Grant Cohn: What to watch for in 49ers' 3rd preseason game
Before training camp, the 49ers seemed on the verge of a nine-win season. Maybe 10 wins.
Now, seven. Max.
Training camp was a bust. Eight starters injured themselves and lots of backups did, too. The 49ers are limping into the regular-season opener.
Saturday is the preseason dress rehearsal against the Indianapolis Colts. Starters will play the entire first half. Most of the injured starters will play, too. That's the plan. If the 49ers seem rusty and unprepared, they could lose each of their first-four regular season games. The schedule is that tough. This game means something.
Of course, it's still the preseason, not necessarily a predictor of the regular season. The 49ers have not looked good in the first two games, making this game very important.
Here's who and what to watch for during Saturday's dress rehearsal.
1. Richard Sherman.
Head coach Kyle Shanahan said Sherman will play every snap with the starters. Sherman is a 30-year-old cornerback who tore his Achilles nine months ago, played no more than three snaps in a row during training camp and still pulled his hamstring on just his sixth day.
That was three weeks ago. Now, Sherman wants to play the whole first half and show he's fully ready for the season opener two weeks from Sunday.
The Colts should show us what we need to know about Sherman. Even if they don't throw his way — and I expect they will — they'll test Sherman by making him run.
How many deep routes can he cover before he pulls his hamstring again? Is he really ready to play full time?
If he's not, the 49ers pass defense will continue to rank among the league's worst.
2. Pass rush.
Sherman can't succeed without one. In his prime years in Seattle, he always had the benefit of a terrific four-man pass rush.
Like the Seahawks, the 49ers' defense relies on a four-man rush. It rarely blitzes. Most of the time, defensive coordinator Robert Saleh uses Cover 3, which features seven players in coverage and the remaining four rushing the quarterback.
Last season, the 49ers four-man rush was bad. The defense recorded only 30 sacks, which ranked tied for sixth fewest in the league. Remarkably, the team took zero edge rushers in this year's draft, and chose not to re-sign the team's sack leader from 2017, Elvis Dumervil.
Instead, the team hired coach Chris Kiffin, a pass-rushing specialist, hoping he will fix everything. He's supposed to manufacture a four-man rush with the same players who struggled to produce last season.

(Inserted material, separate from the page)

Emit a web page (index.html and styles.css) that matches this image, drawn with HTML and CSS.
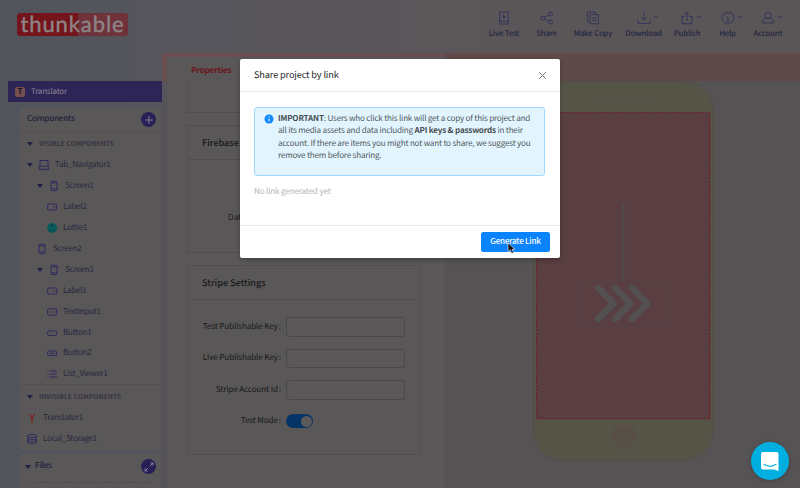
FILE: index.html
```html
<!DOCTYPE html>
<html lang="en">
<head>
<meta charset="utf-8">
<title>Thunkable</title>
<link rel="stylesheet" href="styles.css">
</head>
<body>
<svg class="defs" width="0" height="0">
  <symbol id="phone" viewBox="0 0 14 12"><rect x="4" y="1.2" width="6" height="9.4" rx="1"/><path d="M4 2.8h6M4 8.8h6"/></symbol>
  <symbol id="label" viewBox="0 0 14 12"><rect x="2.7" y="3" width="9" height="6" rx="1"/><path d="M9.2 5v2"/></symbol>
  <symbol id="input" viewBox="0 0 14 12"><rect x="2.7" y="3" width="9" height="6" rx="1"/><path d="M5.4 5v2M9 5v2"/></symbol>
  <symbol id="button" viewBox="0 0 14 12"><rect x="2.7" y="4" width="9" height="4.4" rx="1"/></symbol>
  <symbol id="button2" viewBox="0 0 14 12"><rect x="2.7" y="4" width="9" height="4.4" rx="1"/><path d="M5 6.2h4.5"/></symbol>
  <symbol id="list" viewBox="0 0 14 12"><path d="M2.4 3h1.2M5 3h7M2.4 6h1.2M5 6h7M2.4 9h1.2M5 9h7"/></symbol>
  <symbol id="tabs" viewBox="0 0 14 12"><path d="M3 7V1.5h8V7M2.3 7.3h9.4v3.4H2.3zM4.5 9v.8M7 9v.8M9.5 9v.8"/></symbol>
  <symbol id="down" viewBox="0 0 6 4"><path d="M.8.8 3 3 5.2.8"/></symbol>
</svg>
<div class="app">
  <header class="topbar">
    <div class="logo"><span>thunkable</span></div>
    <nav class="nav">
      <a class="n1"><i><svg width="16" height="16" viewBox="0 0 16 16"><rect x="3.7" y="2" width="8.6" height="12"/><path d="M4 11.3h8"/><path d="M7 4.8 9.8 6.8 7 8.8z" fill="currentColor" stroke="none"/></svg></i>Live Test</a>
      <a class="n2"><i><svg width="16" height="16" viewBox="0 0 16 16"><circle cx="4" cy="8.2" r="2"/><circle cx="11.6" cy="4" r="2"/><circle cx="11.6" cy="12" r="2"/><path d="M5.8 7.2 9.8 5M5.8 9.2l4 2"/></svg></i>Share</a>
      <a class="n3"><i><svg width="16" height="16" viewBox="0 0 16 16"><path d="M4.6 11H2.4V2h8v2.4"/><rect x="5" y="4.6" width="8.4" height="9.2"/><path d="M7 8h4.5M7 10.6h4.5"/></svg></i>Make Copy</a>
      <a class="n4"><i><svg width="16" height="16" viewBox="0 0 16 16"><path d="M2 9.5v4h12v-4M8 2v8M5.3 7.5 8 10.2l2.7-2.7"/></svg><svg class="dd" width="6" height="4"><use href="#down"/></svg></i>Download</a>
      <a class="n5"><i><svg width="16" height="16" viewBox="0 0 16 16"><path d="M5.500 6.500H3v7.200h10V6.500h-2.500M8 11V2.300M5.500 4.600 8 2.100l2.500 2.500"/></svg><svg class="dd" width="6" height="4"><use href="#down"/></svg></i>Publish</a>
      <a class="n6"><i><svg width="16" height="16" viewBox="0 0 16 16"><circle cx="8" cy="8" r="5.900"/><path d="M7 7h1v4M6.600 11h2.900M7.600 4.600h1"/></svg><svg class="dd" width="6" height="4"><use href="#down"/></svg></i>Help</a>
      <a class="n7"><i><svg width="16" height="16" viewBox="0 0 16 16"><circle cx="8" cy="5.500" r="3.200"/><path d="M5.800 8.300C3.500 9 2.600 10.500 2.500 13h11c-.1-2.500-1-4-3.300-4.700"/></svg><svg class="dd" width="6" height="4"><use href="#down"/></svg></i>Account</a>
    </nav>
  </header>
  <main class="workspace">
    <aside class="sidebar">
      <div class="project"><b>T</b><span>Translator</span></div>
      <section class="panel tree">
        <div class="head"><span>Components</span><button class="round"><svg width="14" height="14" viewBox="0 0 14 14"><path d="M7 3.200v7.600M3.200 7h7.600"/></svg></button></div>
        <div class="group"><i class="caret"></i><span>VISIBLE COMPONENTS</span></div>
        <div class="rows">
          <div class="row d0"><i class="caret"></i><svg><use href="#tabs"/></svg><span>Tab_Navigator1</span></div>
          <div class="row d1"><i class="caret"></i><svg><use href="#phone"/></svg><span>Screen1</span></div>
          <div class="row d2"><svg><use href="#label"/></svg><span>Label2</span></div>
          <div class="row d2"><svg viewBox="0 0 14 12"><circle class="lottie" cx="7.200" cy="6" r="5"/><path class="spark" d="M7 2v3M4 9h2M8 8.500h2"/></svg><span>Lottie1</span></div>
          <div class="row s2"><svg><use href="#phone"/></svg><span>Screen2</span></div>
          <div class="row d1"><i class="caret"></i><svg><use href="#phone"/></svg><span>Screen3</span></div>
          <div class="row d2"><svg><use href="#label"/></svg><span>Label1</span></div>
          <div class="row d2"><svg><use href="#input"/></svg><span>TextInput1</span></div>
          <div class="row d2"><svg><use href="#button"/></svg><span>Button1</span></div>
          <div class="row d2"><svg><use href="#button2"/></svg><span>Button2</span></div>
          <div class="row d2"><svg><use href="#list"/></svg><span>List_Viewer1</span></div>
        </div>
        <div class="group invisible"><i class="caret"></i><span>INVISIBLE COMPONENTS</span></div>
        <div class="row inv"><svg class="yandex" viewBox="0 0 14 12"><path d="M4.700 1.500 7 6.500v4.500M9.500 1.500 7 6.500"/></svg><span>Translator1</span></div>
        <div class="row inv"><svg viewBox="0 0 14 12"><ellipse cx="7" cy="2.800" rx="4.200" ry="1.600"/><path d="M2.800 2.800v6.600c0 2 8.400 2 8.400 0V2.800M2.800 5c0 2 8.400 2 8.400 0M2.800 7.200c0 2 8.400 2 8.400 0"/></svg><span>Local_Storage1</span></div>
      </section>
      <section class="panel files">
        <div class="head"><i class="caret"></i><span>Files</span><button class="round"><svg width="14" height="14" viewBox="0 0 14 14"><path d="M8 6l3-3M8.500 3H11v2.500M6 8l-3 3M3 8.500V11h2.500"/></svg></button></div>
        <div class="drop"></div>
      </section>
    </aside>
    <section class="properties">
      <div class="sheet">
        <div class="tab">Properties</div>
        <div class="card stub"></div>
        <div class="card firebase"><h3>Firebase Settings</h3><div class="cardbody"><label>Data</label></div></div>
        <div class="card stripe"><h3>Stripe Settings</h3>
          <div class="cardbody">
            <div class="field"><label>Test Publishable Key<em>:</em></label><div class="box"></div></div>
            <div class="field"><label>Live Publishable Key<em>:</em></label><div class="box"></div></div>
            <div class="field"><label>Stripe Account Id<em>:</em></label><div class="box"></div></div>
            <div class="field"><label>Test Mode<em>:</em></label><div class="switch"></div></div>
          </div>
        </div>
      </div>
    </section>
    <section class="preview">
      <div class="strip"></div>
      <div class="device">
        <div class="speaker"></div>
        <svg class="screen" width="175" height="308" viewBox="0 0 175 308">
          <rect class="fill" x=".75" y=".75" width="173" height="306"/>
          <path class="stem" d="M87.200 92v77"/>
          <rect class="dots" x="44.500" y="169" width="85.500" height="45.500"/>
          <path class="chev" d="M62 176l15.500 15.500L62 207M79 176l15.500 15.500L79 207M96 176l15.500 15.500L96 207"/>
        </svg>
        <div class="home"></div>
      </div>
    </section>
  </main>
</div>
<div class="modal">
  <div class="mhead"><span>Share project by link</span><svg width="9" height="9" viewBox="0 0 9 9"><path d="M1.200 1.200l6.600 6.600M7.800 1.200 1.200 7.800"/></svg></div>
  <div class="mbody">
    <div class="alert">
      <svg width="10" height="10" viewBox="0 0 10 10"><circle cx="5" cy="5" r="4.500"/><path d="M5 4.400v3M5 2.400v1"/></svg>
      <p><span><b>IMPORTANT</b>: Users who click this link will get a copy of this project and</span><br><span>all its media assets and data including <b>API keys &amp; passwords</b> in their</span><br><span>account. If there are items you might not want to share, we suggest you</span><br><span>remove them before sharing.</span></p>
    </div>
    <div class="none">No link generated yet</div>
  </div>
  <div class="mfoot"><button class="primary">Generate Link</button></div>
</div>
<svg class="cursor" width="9" height="13" viewBox="0 0 9 13"><path d="M1 .8v9l2.200-1.900 1.500 3.700 1.800-.8L5 7.300h3z"/></svg>
<div class="chat"><svg width="20" height="21" viewBox="0 0 20 21"><path d="M3 1h13.500Q18.500 1 18.500 3v17l-4-1.500H3Q1 18.500 1 16.500V3Q1 1 3 1z" fill="#fff" stroke="none"/><path d="M4 13.300q6 4 12 0" fill="none" stroke="#00aee0" stroke-width="1.200" stroke-linecap="round"/></svg></div>
</body>
</html>
```
FILE: styles.css
```css
* { box-sizing: border-box; }
body {
  margin: 0; width: 800px; height: 488px; overflow: hidden; position: relative;
  font: 9px/12px "Noto Sans CJK SC", "Noto Sans", sans-serif;
  text-rendering: geometricPrecision;
  background: #595657; color: #171719;
}
svg { display: block; fill: none; stroke: currentColor; flex: none; overflow: visible; }
.defs { position: absolute; }
button { border: 0; padding: 0; font: inherit; }
span, label, a { white-space: nowrap; }
.app { width: 800px; height: 488px; display: flex; flex-direction: column; background: linear-gradient(90deg, #51545c 0, #56555c 170px, #5a5659 420px, #5a5657 800px); }
.topbar { height: 53px; display: flex; justify-content: space-between; flex: none; }
.logo { margin: 13px 0 0 17px; width: 111px; height: 23px; border-radius: 3px; background: linear-gradient(90deg, #74151b 61px, #70323a 61px); color: #8d8486; display: flex; align-items: center; justify-content: center; }
.logo span { font: 400 22px/20px "Lato", sans-serif; letter-spacing: .9px; padding-bottom: 1px; -webkit-text-stroke: .4px #8d8486; }
.nav { display: flex; padding-top: 10px; width: 320px; flex: none; }
.nav a { display: flex; flex-direction: column; align-items: center; color: #262643; font-weight: 500; font-size: 7.8px; letter-spacing: -.18px; line-height: 12px; flex: none; }
.nav i { height: 16px; margin-bottom: 2px; position: relative; color: #30315a; }
.nav svg { stroke-width: .9; }
.dd { position: absolute; left: 17px; top: 5px; }
.n1 { width: 48px; } .n2 { width: 37px; } .n3 { width: 56px; } .n4 { width: 45px; } .n5 { width: 42px; } .n6 { width: 39px; } .n7 { width: 42px; }
.workspace { display: flex; flex: 1; min-height: 0; }
.sidebar { width: 162px; padding: 28px 0 0 8px; display: flex; flex-direction: column; }
.project { height: 21px; flex: none; background: #2e2557; color: #8b8793; display: flex; align-items: center; padding: 0 0 0 7px; gap: 6px; font-size: 8px; letter-spacing: -.2px; }
.project b { width: 10px; height: 10px; border-radius: 2px; background: #74504f; color: #191521; font-size: 8px; line-height: 9px; text-align: center; }
.panel { margin-left: 12px; background: #5a5758; border-radius: 3px; border-right: 1px solid #555258; }
.tree { margin-top: 5px; height: 343px; flex: none; }
.head { height: 24px; padding: 1px 5px 0 7px; display: flex; justify-content: space-between; align-items: center; color: #20203c; font-weight: 500; font-size: 8.1px; letter-spacing: -.2px; }
.head span { padding-bottom: 2px; }
.round { width: 15px; height: 15px; border-radius: 50%; background: #292057; color: #858195; display: grid; place-items: center; }
.caret { border: 3px solid transparent; border-top: 4px solid #202047; border-bottom: 0; flex: none; }
.group { border-top: 1px solid #535055; height: 24px; display: flex; align-items: center; padding-left: 7px; gap: 6px; color: #383542; font-weight: 700; font-size: 6.800px; }
.group span { padding-bottom: 1px; }
.rows { height: 230px; }
.row { height: 20.9px; display: flex; align-items: center; color: #29283f; font-size: 8.1px; letter-spacing: -.28px; gap: 4px; }
.row svg { width: 14px; height: 12px; color: #32295f; }
.d0 { padding-left: 7px; }
.d1 { padding-left: 17px; }
.d2 { padding-left: 25px; }
.s2 { padding-left: 15px; }
.lottie { fill: #075c5b; stroke: none; } .spark { stroke: #122f39; }
.invisible { margin-top: -1px; height: 24px; }
.inv { padding-left: 5px; }
.row .yandex { color: #7b251f; stroke-width: 1.3; }
.files { margin-top: 4px; flex: 1; }
.files .head { justify-content: flex-start; gap: 4px; padding-left: 5px; }
.files .round { margin-left: auto; }
.drop { margin: 4px 10px; border-top: 1px dashed #4e4b50; }
.properties { width: 284px; flex: none; background: linear-gradient(#6a4e4f 28px, #56535a 28px); padding: 4px 0 0 5px; }
.sheet { height: 431px; background: #5a5758; border-right: 1px solid #535052; padding: 7px 25px 0 20px; }
.tab { color: #6b151b; font-weight: 700; font-size: 8.1px; letter-spacing: -.15px; margin-left: 4px; height: 16px; line-height: 13px; }
.card { border: 1px solid #514e51; width: 234px; }
.stub { height: 33px; border-top: 0; }
.firebase { margin-top: 12px; height: 128px; }
.card h3 { font-size: 9.1px; line-height: 33px; font-weight: 500; margin: 0; padding-left: 14px; height: 34px; border-bottom: 1px solid #514e51; }
.firebase label { display: block; margin: 51px 0 0 40px; font-size: 8.2px; }
.firebase .cardbody { padding-top: .1px; }
.stripe { margin-top: 12px; height: 190px; }
.stripe .cardbody { padding: 17px 15px 0 0; }
.field { display: flex; align-items: center; justify-content: flex-end; height: 19.500px; margin-bottom: 12px; gap: 5px; }
.field label { width: 90px; text-align: right; font-size: 8.1px; letter-spacing: -.12px; }
.field em { font-style: normal; margin-left: 1px; }
.box { width: 119px; flex: none; height: 19.500px; border: 1px solid #4a484b; border-radius: 2.500px; }
.switch { width: 27px; flex: none; height: 14px; border-radius: 7px; background: #053466; margin-right: 92px; padding: 1.500px; display: flex; justify-content: flex-end; }
.switch::after { content: ""; width: 11px; height: 11px; border-radius: 50%; background: #5d5a5c; }
.preview { flex: 1; background: #565355; display: flex; flex-direction: column; }
.strip { height: 28px; background: #5e4a49; flex: none; }
.device { width: 181px; height: 380px; margin-left: 87px; background: #555447; border: 1px solid #504e48; border-radius: 30px; display: flex; flex-direction: column; align-items: center; flex: none; }
.speaker { height: 2px; width: 56px; background: #59544a; margin: 17px 0 11px; flex: none; }
.screen .fill { fill: #5a3f42; stroke: #701a26; stroke-width: 1.200; stroke-dasharray: 2.200 1.100; }
.stem { stroke: #524b4d; stroke-width: 2; }
.dots { stroke: #514746; stroke-dasharray: 1 1; }
.screen .chev { stroke: #535052; stroke-width: 6.500px; stroke-linecap: round; stroke-linejoin: round; }
.home { width: 28px; height: 28px; border-radius: 50%; background: linear-gradient(#594c43, #56513f00); margin-top: 5px; }
.modal { position: absolute; left: 240px; top: 59px; width: 320px; height: 199px; background: #fff; border-radius: 2px; box-shadow: 0 2px 5px rgba(0,0,0,.25); }
.mhead { height: 33px; border-bottom: 1px solid #e9e9e9; display: flex; justify-content: space-between; align-items: center; padding: 0 13px 0 14px; color: #252527; font-size: 9.200px; letter-spacing: -.14px; }
.mhead span { padding-bottom: 2px; }
.mhead svg { color: #777; stroke-width: 1; }
.mbody { height: 134px; padding: 15px 15px 0 14px; border-bottom: 1px solid #e9e9e9; }
.alert { height: 69px; border: 1px solid #a0d9fb; border-radius: 3px; background: #e2f5ff; padding: 5px 0 0 9px; display: flex; gap: 4px; color: #50575a; font-size: 8.100px; line-height: 12.300px; letter-spacing: -.2px; }
.alert svg { margin-top: 1px; fill: #1089ff; stroke: none; }
.alert svg path { stroke: #e2f5ff; stroke-width: 1; }
.alert p { margin: 0; }
.alert b { color: #484e51; font-weight: 700; }
.none { margin-top: 10px; color: #b4b4b4; font-size: 8.100px; letter-spacing: -.16px; }
.mfoot { display: flex; justify-content: flex-end; padding: 5.500px 10px; }
.primary { width: 69px; height: 20px; border-radius: 2.500px; background: #0b83fc; color: #fff; font-weight: 500; font-size: 8.100px; letter-spacing: -.25px; line-height: 17px; padding-bottom: 2px; }
.cursor { position: absolute; left: 507px; top: 242px; fill: #111; stroke: #fff; stroke-width: .6; }
.chat { position: absolute; left: 751px; top: 442px; width: 38px; height: 38px; border-radius: 50%; background: #00aee0; display: grid; place-items: center; box-shadow: 0 1px 5px rgba(0,0,0,.2); }
```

So far, Kiffin has manufactured nothing. The starting defense has sacked opposing quarterbacks just once through two preseason games. Quarterbacks look like beach bums relaxing at Stinson when they stand in the pocket against the Niners. Dak Prescott and Deshaun Watson — the two starting QBs who faced the Niners so far this preseason — have a composite quarterback rating of 144.7 against them.
Now, they'll face Andrew Luck. Then, Kirk Cousins Week 1. Then Matthew Stafford. Then Patrick Mahomes. Then Philip Rivers. The Niners better find a way to hit them.
3. Run defense.
This supposedly is the strength of the defense. Last season, the 49ers allowed only 3.8 yards per carry, which ranked seventh lowest in the NFL.
In the preseason, the starting defense has allowed 4.4 yards per carry. And on Thursday, the 49ers traded one of their better run defenders – strong-side linebacker Eli Harold.
They replaced him with Mark Nzeocha, who is smaller and faster than Harold. Nzeocha's skillset suggests he will be an upgrade over Harold in a pass coverage, but not as a run defender.
The Colts will try to run over Nzeocha. Watch how he performs at the point of attack.
4. Right guard.
Who will start at this position?
In the first two preseason games, Mike Person started at right guard because Joshua Garnett and Jonathan Cooper missed time with injuries during training camp. Person is a serviceable backup who should not start. If he plays with the starters on Saturday, that's a problem.
The 49ers need Garnett or Cooper to start, play well and take ownership of this position. Otherwise, right guard will be a major weakness defenses will try to exploit during the regular season.
5. Run blocking.
The first-string offense has rushed for nine yards on 12 carries during the preseason.
Granted, Jerick McKinnon and Matt Breida, the top two running backs, suffered injuries during the preseason opener and missed the second game. But, the running backs aren't the issue.
Blocking is, from the offensive line to the tight ends to the fullback. They have created no holes, so the 49ers have had to pass. Jimmy Garoppolo has accounted for 95 percent of the offense.
That's dangerously high. A running game protects the quarterback. If the 49ers have no run game, Garoppolo will throw too much, get hit too much and expose himself to injury. Not what the Niners want.
But the future is entirely open to them. They can be the team people expect them to be. It's up to them.
Let's see them run and block and sack and cover effectively Saturday. Let's see they're more than a mere seven-win team.